=== RECORDS FOR THIS TASK ===

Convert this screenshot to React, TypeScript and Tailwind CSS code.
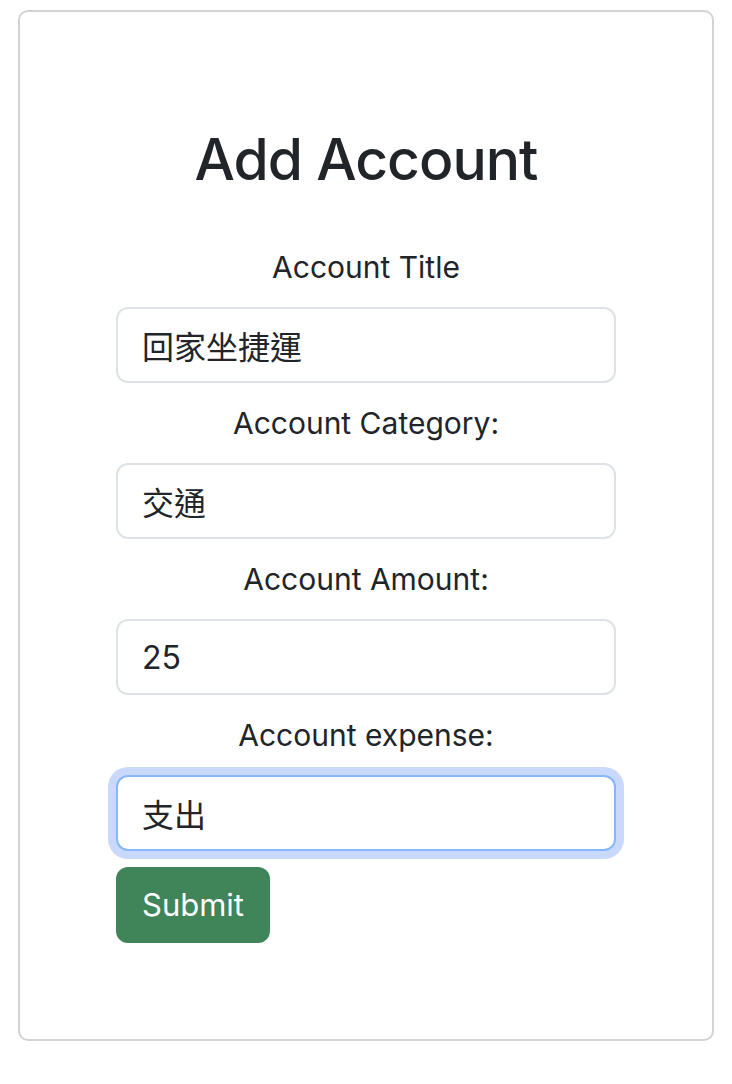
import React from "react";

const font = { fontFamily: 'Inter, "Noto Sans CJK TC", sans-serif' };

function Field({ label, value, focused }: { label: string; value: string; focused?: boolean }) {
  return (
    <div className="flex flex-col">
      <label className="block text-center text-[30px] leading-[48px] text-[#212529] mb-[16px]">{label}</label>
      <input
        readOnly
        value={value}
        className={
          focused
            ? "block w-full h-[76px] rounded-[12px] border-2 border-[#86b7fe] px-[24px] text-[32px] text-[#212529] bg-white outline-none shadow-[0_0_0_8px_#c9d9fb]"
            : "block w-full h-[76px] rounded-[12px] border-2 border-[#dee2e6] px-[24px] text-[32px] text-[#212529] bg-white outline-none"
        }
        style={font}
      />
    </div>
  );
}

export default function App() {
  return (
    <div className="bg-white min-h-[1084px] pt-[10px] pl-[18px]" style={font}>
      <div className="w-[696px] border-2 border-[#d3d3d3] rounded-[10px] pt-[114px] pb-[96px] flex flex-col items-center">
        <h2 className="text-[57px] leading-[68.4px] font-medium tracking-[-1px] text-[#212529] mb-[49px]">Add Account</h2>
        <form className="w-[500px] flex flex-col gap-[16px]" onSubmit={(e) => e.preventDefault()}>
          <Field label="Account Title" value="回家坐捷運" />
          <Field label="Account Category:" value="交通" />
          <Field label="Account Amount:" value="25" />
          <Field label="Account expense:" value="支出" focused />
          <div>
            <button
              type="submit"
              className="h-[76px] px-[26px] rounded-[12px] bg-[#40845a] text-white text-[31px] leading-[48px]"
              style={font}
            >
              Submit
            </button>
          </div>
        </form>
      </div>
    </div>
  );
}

===
=== RECORDS FOR THIS TASK ===

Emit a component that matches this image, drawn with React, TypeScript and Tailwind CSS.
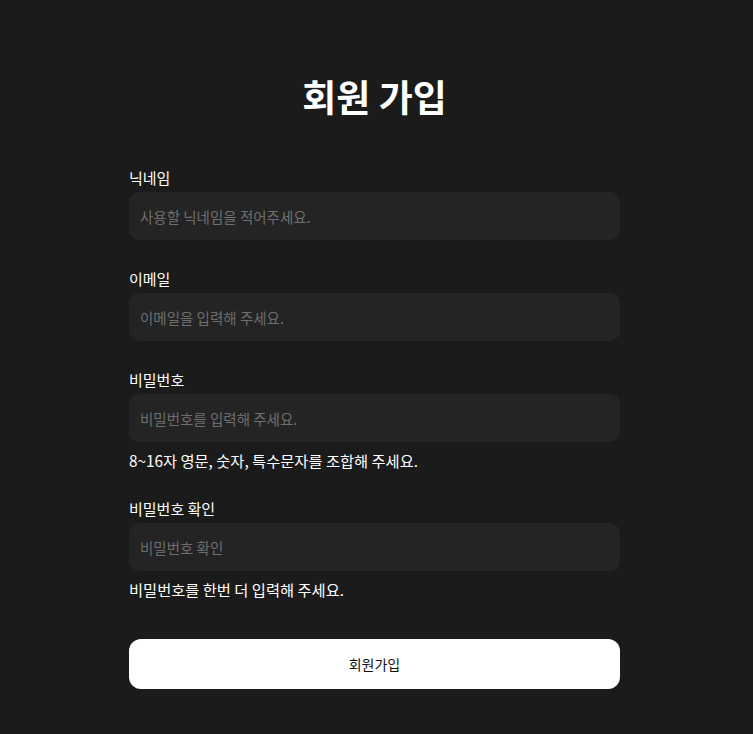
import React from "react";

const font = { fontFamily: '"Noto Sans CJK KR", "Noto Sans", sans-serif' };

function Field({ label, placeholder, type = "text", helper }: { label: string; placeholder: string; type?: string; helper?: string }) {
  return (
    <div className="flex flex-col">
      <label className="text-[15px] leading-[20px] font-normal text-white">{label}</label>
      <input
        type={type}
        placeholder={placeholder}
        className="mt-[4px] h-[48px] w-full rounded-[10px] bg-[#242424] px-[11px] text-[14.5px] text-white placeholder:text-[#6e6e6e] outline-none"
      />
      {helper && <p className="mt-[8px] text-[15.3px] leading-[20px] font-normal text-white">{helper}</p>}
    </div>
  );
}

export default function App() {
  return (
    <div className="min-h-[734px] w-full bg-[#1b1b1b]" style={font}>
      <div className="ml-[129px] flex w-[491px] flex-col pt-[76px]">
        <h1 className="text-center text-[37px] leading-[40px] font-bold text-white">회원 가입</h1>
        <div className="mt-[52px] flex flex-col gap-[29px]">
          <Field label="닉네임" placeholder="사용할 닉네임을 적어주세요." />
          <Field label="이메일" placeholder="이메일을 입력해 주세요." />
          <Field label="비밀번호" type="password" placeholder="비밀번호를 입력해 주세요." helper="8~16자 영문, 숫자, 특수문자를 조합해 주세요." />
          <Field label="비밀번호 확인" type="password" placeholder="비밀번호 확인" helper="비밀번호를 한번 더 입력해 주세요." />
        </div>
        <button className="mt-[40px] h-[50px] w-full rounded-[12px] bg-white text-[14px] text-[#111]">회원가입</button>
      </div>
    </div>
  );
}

===

Give the number of lines in the listing above that hold the string "React", with nothing else.

[RESULT OF THIS TASK]: 4